Lowe is visibly less convinced by the potential of hydrogen power in a motorsport category such as F1, largely due to the constraints in storage and efficiencies discussed earlier in our interview.
“It’s quite challenging, as you said earlier, when it comes to the volume and the weight, and that would perhaps work with some refuelling (re-introduction), but I think the refuelling is quite tricky at speed,” he said.
“One of the things to consider with all transport and vehicle applications is not just the weight of the vehicle of the energy on-board, but also the refuelling or recharging time.”
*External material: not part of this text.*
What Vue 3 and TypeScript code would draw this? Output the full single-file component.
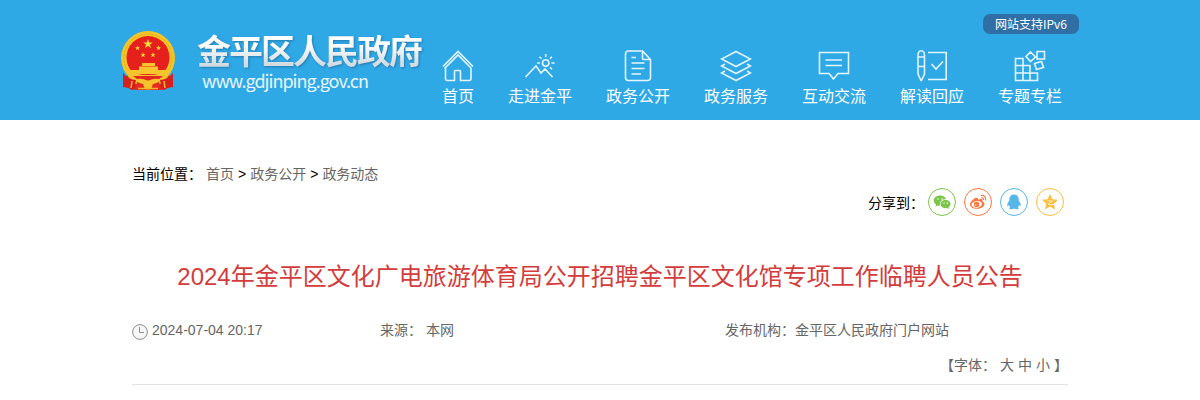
<template>
  <div class="page">
    <header class="header">
      <div class="header-inner">
        <a class="brand">
          <svg class="emblem" viewBox="0 0 56 62" aria-hidden="true">
            <path d="M8 43 L3 55 L12 60 L28 57 L44 60 L53 55 L48 43 Z" fill="#d9201c" />
            <circle cx="28" cy="28" r="27" fill="#f3c526" />
            <circle cx="28" cy="28" r="24" fill="none" stroke="#e3ab22" stroke-width="1" stroke-dasharray="2 1.5" />
            <circle cx="28" cy="27.500" r="21.500" fill="#e6211d" />
            <path v-for="s in stars" :key="s.t" :transform="s.t" :d="starPath" fill="#ffdc3c" />
            <path d="M22 33h13v3H22zM19 36.500h19v4.500H19zM11 40h35v4H11z" fill="#f8c52c" />
            <path d="M6 40 L11 40 Q14 45 28 45 Q42 45 46 40 L50 40 Q48 52 40 54 Q28 57 16 54 Q8 51 6 40 Z" fill="#f6c22f" />
            <path d="M13 46 H43 L39 49 Q33 48 28 51 Q23 48 17 49 Z" fill="#e3261d" />
            <path d="M3 43 Q9 50 16 50 L14 59 L3 57 Z M53 43 Q47 50 40 50 L42 59 L53 57 Z" fill="#d71f1d" />
            <path d="M17 52 L28 56 L39 52 L41 60 H15 Z" fill="#e52a20" />
            <circle cx="28" cy="55" r="4.500" fill="#f5c42a" />
            <path d="M12 51l-1 7M44 51l1 7M18 58.500h20" fill="none" stroke="#f0b928" stroke-width="1.500" />
          </svg>
          <span class="brand-text">
            <strong class="site-name">金平区人民政府</strong>
            <span class="site-url">www.gdjinping.gov.cn</span>
          </span>
        </a>
        <div class="header-right">
          <span class="ipv6">网站支持IPv6</span>
          <nav class="nav">
            <a v-for="item in navs" :key="item.label" class="nav-item">
              <svg class="nav-icon" viewBox="0 0 32 32" aria-hidden="true">
                <path :d="item.icon" />
              </svg>
              <span>{{ item.label }}</span>
            </a>
          </nav>
        </div>
      </div>
    </header>

    <main class="content">
      <div class="crumbs">
        <span class="crumb-label">当前位置：</span>
        <template v-for="(c, i) in crumbs" :key="c">
          <i v-if="i > 0">&gt;</i>
          <a>{{ c }}</a>
        </template>
      </div>

      <div class="share">
        <span class="share-label">分享到：</span>
        <a class="share-btn wechat">
          <svg viewBox="0 0 20 20">
            <path d="M8 3.500C4.500 3.500 1.700 5.700 1.700 8.600c0 1.700.9 3.100 2.400 4l-.6 2 2.300-1.200c.7.200 1.400.3 2.200.3-1-4 2-6.700 6.100-6.500C13.500 5 11 3.500 8 3.500z" />
            <path d="M13.500 8c-2.900 0-5 1.900-5 4.100s2.200 4.100 5 4.100c.6 0 1.100-.1 1.600-.2l1.900 1-.5-1.700c1.200-.8 2-1.900 2-3.200 0-2.300-2.200-4.100-5-4.100z" />
            <g fill="#fff"><circle cx="6" cy="7" r=".8" /><circle cx="10" cy="7" r=".8" /><circle cx="12" cy="11" r=".7" /><circle cx="15.300" cy="11" r=".7" /></g>
          </svg>
        </a>
        <a class="share-btn weibo">
          <svg viewBox="0 0 20 20">
            <path d="M8.200 5.700C5.600 6.300 2 10 2 12.400c0 2.700 3.400 4.300 7 4.300 4.500 0 7.500-2.500 7.500-4.800 0-1.400-1.200-2-2.200-2.300.5-1.400.1-2.200-.9-2.500-1-.2-2.200.2-3.400.7.500-1.500-.2-2.400-1.800-2.100z" />
            <ellipse cx="8.700" cy="12.400" rx="5.200" ry="3.400" fill="#fff" transform="rotate(-7 8.700 12.400)" />
            <circle cx="8.500" cy="12.400" r="2.700" />
            <circle cx="7.700" cy="13" r=".8" fill="#fff" />
            <path d="M13 3.500c3-.5 5.400 2 4.600 5M13.300 5.800c1.500-.2 2.500.8 2.200 2.300" class="wave" />
          </svg>
        </a>
        <a class="share-btn qq">
          <svg viewBox="0 0 20 20">
            <path d="M10 2.500C7 2.500 5.300 4.700 5.300 7.500v1.300C4 10.400 3.100 12 3.300 13.600c.1.900.7.700 1.600-.6.200.9.600 1.600 1.200 2.200-1.100.5-1.300 2 .7 2.100 1.400.1 2.500-.2 3.200-.7.700.5 1.800.8 3.200.7 2-.1 1.800-1.600.7-2.100.6-.6 1-1.300 1.200-2.200.9 1.300 1.500 1.500 1.600.6.200-1.600-.7-3.200-2-4.800V7.500C14.700 4.700 13 2.500 10 2.500z" />
          </svg>
        </a>
        <a class="share-btn qzone">
          <svg viewBox="0 0 20 20">
            <path d="M10 2l2.400 5.200 5.600.6-4.200 3.900 1.200 5.700L10 14.600l-5 2.800 1.200-5.700L2 7.800l5.600-.6z" />
            <path d="M7 9h5.500l-4.300 3.300c2 .4 3.800.4 6 .1" fill="none" stroke="#fff" stroke-width=".7" />
          </svg>
        </a>
      </div>

      <h1 class="title">2024年金平区文化广电旅游体育局公开招聘金平区文化馆专项工作临聘人员公告</h1>

      <div class="meta">
        <span class="time">
          <svg class="clock" viewBox="0 0 16 16" aria-hidden="true">
            <circle cx="8" cy="8" r="7.400" />
            <path d="M7.500 3v5.500H12" />
          </svg>
          2024-07-04 20:17
        </span>
        <span class="source">来源：<em>本网</em></span>
        <span class="publisher">发布机构：金平区人民政府门户网站</span>
      </div>

      <div class="font-size">
        <span class="font-label">【字体：</span>
        <a v-for="s in ['大', '中', '小']" :key="s">{{ s }}</a>
        <span>】</span>
      </div>
    </main>
  </div>
</template>

<script setup lang="ts">
interface NavItem {
  label: string
  icon: string
}

const navs: NavItem[] = [
  {
    label: '首页',
    icon: 'M1 16.500L16 1.500L31 16.500M2.500 18.500L16 5L29.500 18.500M3.500 17.500V28.500Q3.500 30.500 5.500 30.500H12.500V21.500Q12.500 20.500 13.500 20.500H17.500Q18.500 20.500 18.500 21.500V30.500H27Q29 30.500 29 28.500V17.500'
  },
  {
    label: '走进金平',
    icon: 'M1.500 27L12 16L17 23L21 19L28.500 27M18.500 13A3.200 3.200 0 1 0 24.900 13A3.200 3.200 0 1 0 18.500 13M21.700 4V7M21.700 19V21M13 13H16M27.500 13H30.500M15.500 6.800L17.500 8.800M27.900 6.800L25.900 8.800M26 17.200L28 19.200'
  },
  {
    label: '政务公开',
    icon: 'M19.500 1H6.500Q3.500 1 3.500 4V27.500Q3.500 30.500 6.500 30.500H25.500Q28.500 30.500 28.500 27.500V9.500L20.500 1V8.500Q20.500 9.500 21.500 9.500H28.500M9.500 7.500H14M9.500 13H22.500M9.500 18.500H22.500M9.500 24H19'
  },
  {
    label: '政务服务',
    icon: 'M16 1.500L30.500 9L16 16.500L1.500 9ZM5 14L1.500 16L16 23.500L30.500 16L27 14M5 21L1.500 23L16 30.500L30.500 23L27 21'
  },
  {
    label: '互动交流',
    icon: 'M1.500 2.500H30.500V23.500H20L15.500 29L11 23.500H1.500ZM7.500 10H24M7.500 15.500H24'
  },
  {
    label: '解读回应',
    icon: 'M2 6Q2 .8 5.200 .8Q8.500 .8 8.500 6V24L5.500 30.500H5L2 24ZM2 7H8.500M2 16.500H8.500M12 2.500H30.200V29.500H12M15.500 14L20 19L27 11.500'
  },
  {
    label: '专题专栏',
    icon: 'M1.500 8.500H9V30.500H1.500ZM1.500 15.500H16V30.500M1.500 23H23.500V30.500H1.500M23 1.500H30.500V9H23ZM16.500 2L21.500 7L16.500 11.500L12 6.500ZM20.500 13.500L27.500 11.500L29.500 17.500L22.500 19.500Z'
  }
]

const crumbs = ['首页', '政务公开', '政务动态']

const starPath = 'M0-5L1.200-1.500H4.800L1.900.6 3 4 0 1.900-3 4-1.900.6-4.800-1.500H-1.200Z'
const stars = [
  { t: 'translate(28 14)' },
  { t: 'translate(17.500 18) scale(.55)' },
  { t: 'translate(38.500 18) scale(.55)' },
  { t: 'translate(23 25) scale(.55)' },
  { t: 'translate(33 25) scale(.55)' }
]
</script>

<style>
body {
  margin: 0;
  background: #fff;
}
</style>

<style scoped>
.page {
  height: 400px;
  overflow: hidden;
  font: 14px/20px "Liberation Sans", "Noto Sans CJK SC", sans-serif;
  color: #666;
}
.header {
  height: 120px;
  background: #2fa8e6;
}
.header-inner {
  display: flex;
  justify-content: space-between;
  box-sizing: border-box;
  width: 960px;
  margin: 0 auto;
  padding-right: 1px;
}
.brand {
  display: flex;
  padding-top: 30px;
}
.emblem {
  width: 56px;
  height: 62px;
}
.brand-text {
  display: flex;
  flex-direction: column;
  margin-left: 21px;
  white-space: nowrap;
}
.site-name {
  width: 228px;
  margin-right: -4px;
  font: 700 34px/40px "Noto Sans CJK SC", sans-serif;
  letter-spacing: -2px;
  background: linear-gradient(#fff 35%, #d3dce2 85%);
  background-clip: text;
  color: transparent;
  filter: drop-shadow(1px 1px 1px rgba(30, 80, 120, 0.5));
}
.site-url {
  margin: -1px 0 0 5px;
  font: 18px/22px "Noto Sans CJK SC", sans-serif;
  letter-spacing: -1px;
  color: #e6f5fd;
}
.header-right {
  display: flex;
  flex-direction: column;
  align-items: flex-end;
  padding-top: 14px;
}
.ipv6 {
  width: 96px;
  height: 20px;
  border-radius: 7px;
  background: #2f6fa6;
  color: #fff;
  font: 12px/20px "Noto Sans CJK SC", sans-serif;
  text-align: center;
}
.nav {
  display: flex;
  margin-top: 16px;
}
.nav-item {
  display: flex;
  flex-direction: column;
  align-items: center;
  width: 98px;
  color: #fff;
  font: 16px/24px "Noto Sans CJK SC", sans-serif;
}
.nav-item:first-child {
  width: 66px;
}
.nav-icon {
  width: 32px;
  height: 32px;
  margin-bottom: 1px;
  fill: none;
  stroke: #e3f6ff;
  stroke-width: 1.6;
}
.content {
  width: 936px;
  margin: 0 auto;
}
.crumbs {
  display: flex;
  padding-top: 44px;
  color: #000;
}
.crumb-label {
  width: 74px;
}
.crumbs a {
  color: #666;
}
.crumbs i {
  margin: 0 4px;
  font-style: normal;
}
.share {
  display: flex;
  justify-content: flex-end;
  gap: 8px;
  height: 30px;
  margin: 4px 4px 0 0;
  color: #000;
}
.share-label {
  width: 52px;
  line-height: 30px;
  white-space: nowrap;
}
.share-btn {
  display: flex;
  align-items: center;
  justify-content: center;
  box-sizing: border-box;
  width: 28px;
  height: 28px;
  border: 1px solid currentColor;
  border-radius: 50%;
}
.share-btn svg {
  width: 20px;
  height: 20px;
  fill: currentColor;
}
.wechat { color: #7bc549; }
.weibo { color: #ff763b; }
.qq { color: #56b6e7; }
.qzone { color: #fdbe3d; }
.share-btn .wave {
  fill: none;
  stroke: currentColor;
  stroke-width: 1.2;
}
.title {
  margin: 39px 0 0;
  font-size: 24px;
  font-weight: 400;
  line-height: 40px;
  text-align: center;
  white-space: nowrap;
  color: #d43c3c;
}
.meta {
  display: flex;
  margin-top: 23px;
}
.time {
  display: flex;
  gap: 4px;
  width: 248px;
}
.clock {
  width: 16px;
  height: 16px;
  margin-top: 4px;
  fill: #f6f6f6;
  stroke: #8c8c8c;
}
.source {
  width: 345px;
}
.source em {
  margin-left: 4px;
  font-style: normal;
}
.font-size {
  display: flex;
  justify-content: flex-end;
  gap: 4px;
  height: 29px;
  margin-top: 15px;
  border-bottom: 1px solid #e2e2e2;
}
</style>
“If you consider an aeroplane, the time is takes to fill it with jet fuel, that’s a power rating if you put it in electrical terms – and what would be the power rating of that plug? When you go and do the numbers, it’s really scary. I think it’s the same when you look at a Formula One car to go to hydrogen – the flow rates are quite tricky. I think we will see a hydrogen solution, but we’ll definitely see synthetic petroleum solutions as well.”
Paddy Lowe was speaking to gasworld in an exclusive webinar broadcast on gasworld TV on Friday 11thJune (2:30pm BST).
In a wide-ranging interview with Rob Cockerill, Lowe discusses synthetic petroleum, the scale-up of alternative fuels, policy and politics, fuels for the next generation of motorsport, and even his favourite races from his more than 30 years at the sharp end of F1.